--- START COLLECTED MATERIAL ---

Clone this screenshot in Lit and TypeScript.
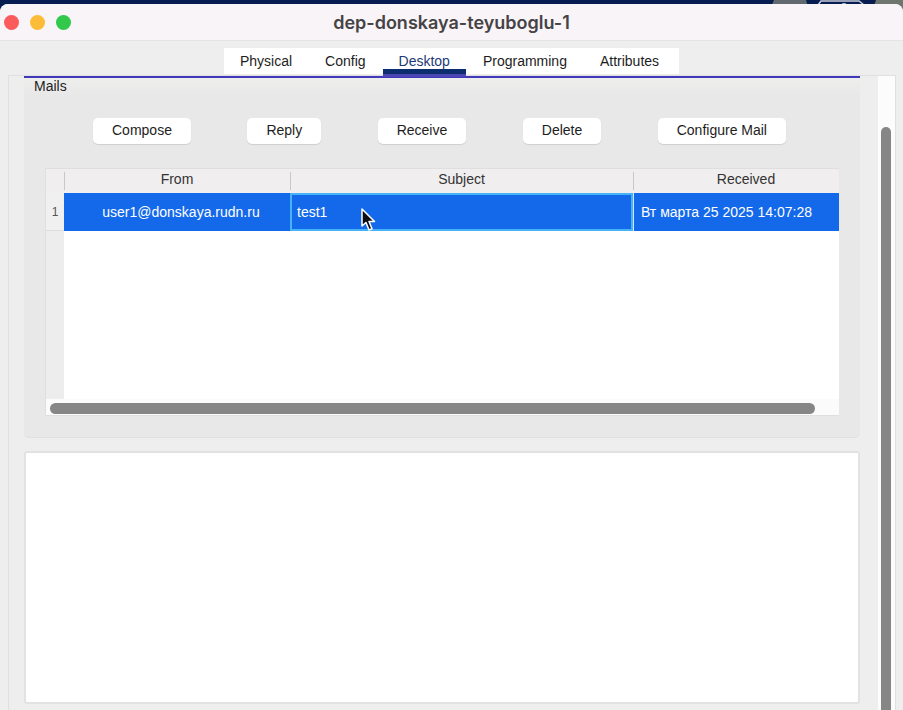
import { LitElement, html, css } from "lit";
import { customElement, state } from "lit/decorators.js";
import { classMap } from "lit/directives/class-map.js";

interface Mail {
  from: string;
  subject: string;
  received: string;
}

@customElement("mail-table")
class MailTable extends LitElement {
  @state() mails: Mail[] = [
    {
      from: "user1@donskaya.rudn.ru",
      subject: "test1",
      received: "Вт марта 25 2025 14:07:28",
    },
  ];

  static styles = css`
    :host {
      display: flex;
      flex-direction: column;
      height: 248px;
      box-sizing: border-box;
      border: 1px solid #dfdfdf;
      border-right: 0;
      background: linear-gradient(to right, #ededed 18px, #fff 18px);
    }
    .table {
      width: 100%;
      table-layout: fixed;
      border-collapse: separate;
      border-spacing: 0;
    }
    .index { width: 18px; }
    .from { width: 226px; }
    .received { width: 206px; }
    th, td {
      box-sizing: border-box;
      padding: 0;
      font-weight: 400;
      line-height: 16px;
    }
    thead th {
      height: 24px;
      padding-bottom: 4px;
      background: #f0eeee;
      color: #333;
    }
    thead th + th {
      background: linear-gradient(#c8c8c8, #c8c8c8) 0 3px / 1px 18px no-repeat #f0eeee;
    }
    thead th:last-child { padding-left: 20px; }
    tbody th {
      height: 38px;
      border-bottom: 1px solid #dcdcdc;
      background: #f0f0f0;
      color: #555;
      font-size: 12px;
    }
    tbody td {
      height: 38px;
      padding: 0 7px;
      background: #1469eb;
      color: #fff;
      white-space: nowrap;
      overflow: hidden;
    }
    tbody .sender { padding: 0 0 0 8px; text-align: center; }
    tbody .current {
      border: 2px solid #45b3f5;
      padding: 0 5px;
    }
    tbody .date { border-left: 1px solid #d5e6ff; }
    .scroll {
      margin-top: auto;
      height: 16px;
      padding: 4px 24px 1px 4px;
      box-sizing: border-box;
      background: #fbfbfb;
    }
    .thumb {
      height: 11px;
      border-radius: 6px;
      background: #868686;
    }
  `;

  render() {
    return html`
      <table class="table">
        <colgroup>
          <col class="index" />
          <col class="from" />
          <col />
          <col class="received" />
        </colgroup>
        <thead>
          <tr>
            <th></th>
            <th scope="col">From</th>
            <th scope="col">Subject</th>
            <th scope="col">Received</th>
          </tr>
        </thead>
        <tbody>
          ${this.mails.map(
            (mail, i) => html`<tr>
              <th scope="row">${i + 1}</th>
              <td class="sender">${mail.from}</td>
              <td class="current">${mail.subject}</td>
              <td class="date">${mail.received}</td>
            </tr>`
          )}
        </tbody>
      </table>
      <div class="scroll"><div class="thumb"></div></div>
    `;
  }
}

@customElement("app-root")
class AppRoot extends LitElement {
  @state() tab = "Desktop";

  private tabs = ["Physical", "Config", "Desktop", "Programming", "Attributes"];
  private actions = ["Compose", "Reply", "Receive", "Delete", "Configure Mail"];

  static styles = css`
    :host {
      display: flex;
      flex-direction: column;
      min-height: 100vh;
      position: relative;
      overflow: hidden;
      background: #071d52;
      color: #1d1d1d;
      font: 14px/16px "Liberation Sans", Arial, sans-serif;
    }
    button, textarea {
      font: inherit;
      color: inherit;
      border: 0;
      margin: 0;
      padding: 0;
    }
    .backdrop {
      position: absolute;
      top: 0;
      right: 0;
    }
    .window {
      position: relative;
      display: flex;
      flex-direction: column;
      flex: 1;
      margin-top: 4px;
      border-radius: 8px 8px 0 0;
      overflow: hidden;
      background: #eee;
    }
    .titlebar {
      display: grid;
      grid-template-columns: 1fr auto 1fr;
      align-items: center;
      height: 37px;
      box-sizing: border-box;
      padding: 1px 4px 0;
      border-bottom: 1px solid #e6e3e5;
      background: #f8f4f7;
    }
    .lights { display: flex; gap: 11px; }
    .light { width: 15px; height: 15px; border-radius: 50%; }
    .close { background: #fc5b5b; }
    .minimise { background: #fdbc38; }
    .zoom { background: #31c84b; }
    .title {
      margin: 0;
      font: 600 18px/24px Inter, sans-serif;
      color: #454345;
    }
    .tabs {
      position: relative;
      z-index: 1;
      display: flex;
      gap: 1px;
      align-self: center;
      margin: 7px 0 2px;
      height: 26px;
      padding-right: 4px;
      background: #fff;
    }
    .tab {
      height: 26px;
      padding: 0 16px;
      background: none;
    }
    .tab.active {
      padding-top: 5px;
      border-bottom: 5px solid #0c2d6e;
      box-shadow: 0 3px #4b46b4;
      color: #1d3a78;
    }
    .pane {
      display: flex;
      flex: 1;
      margin: -1px 7px 0 8px;
      border: 1px solid #e0e0e0;
      border-bottom: 0;
    }
    .content {
      flex: 1;
      min-width: 0;
      padding: 0 18px 6px 15px;
    }
    .mails {
      padding: 0 21px 21px;
      border-top: 2px solid #4139ba;
      border-bottom: 1px solid #e0e0e0;
      border-radius: 0 0 5px 5px;
      background: linear-gradient(#eeeeed, #e8e8e8 18px);
    }
    .legend {
      margin: 0 0 0 -11px;
      font: inherit;
    }
    .actions {
      display: flex;
      justify-content: space-between;
      margin: 24px 53px 24px 48px;
    }
    .action {
      height: 26px;
      padding: 0 19px 2px;
      border-radius: 5px;
      background: #fff;
      box-shadow: 0 1px 1px #cfcfcf;
    }
    .message {
      display: block;
      width: 100%;
      height: 253px;
      box-sizing: border-box;
      margin-top: 13px;
      border: 2px solid #e2e2e2;
      border-radius: 3px;
      background: #fff;
      resize: none;
      outline: 0;
    }
    .scroll {
      width: 17px;
      box-sizing: border-box;
      padding: 51px 4px 0 3px;
      background: #fcfcfc;
      display: flex;
    }
    .thumb {
      flex: 1;
      border-radius: 5px 5px 0 0;
      background: #868686;
    }
    .cursor {
      position: absolute;
      left: 360px;
      top: 207px;
      pointer-events: none;
    }
  `;

  render() {
    return html`
      <svg class="backdrop" width="140" height="14" viewBox="0 0 140 14" aria-hidden="true">
        <path d="M5 14 11 0H43L47 14Z" fill="#626970" />
        <path d="M108 14 113 0H140V14Z" fill="#6f756f" />
        <path d="M55 5 58 1H96L101 5" fill="none" stroke="#c7cbd9" stroke-width="1.5" />
        <circle cx="81" cy="6" r="3" fill="#c7cbd9" />
      </svg>
      <main class="window">
        <header class="titlebar">
          <div class="lights">
            <button class="light close" aria-label="Close"></button>
            <button class="light minimise" aria-label="Minimise"></button>
            <button class="light zoom" aria-label="Zoom"></button>
          </div>
          <h1 class="title">dep-donskaya-teyuboglu-1</h1>
        </header>
        <nav class="tabs" role="tablist">
          ${this.tabs.map(
            (name) => html`<button
              role="tab"
              aria-selected=${name === this.tab}
              class=${classMap({ tab: true, active: name === this.tab })}
              @click=${() => (this.tab = name)}
            >${name}</button>`
          )}
        </nav>
        <div class="pane">
          <div class="content">
            <section class="mails" aria-labelledby="mails">
              <h2 class="legend" id="mails">Mails</h2>
              <div class="actions">
                ${this.actions.map((name) => html`<button class="action">${name}</button>`)}
              </div>
              <mail-table></mail-table>
            </section>
            <textarea class="message" aria-label="Message" readonly></textarea>
          </div>
          <div class="scroll"><div class="thumb"></div></div>
        </div>
      </main>
      <svg class="cursor" width="18" height="26" viewBox="0 0 18 26" aria-hidden="true">
        <path d="M2 2V19L6 15.500 9 23 12 21.700 9 14.500H14.500Z" fill="#0c0c14" stroke="#fff" stroke-width="1.500" stroke-linejoin="round" />
      </svg>
    `;
  }
}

--- END COLLECTED MATERIAL ---

Only a number is wanted: how many lines of the data above contain "this"?

7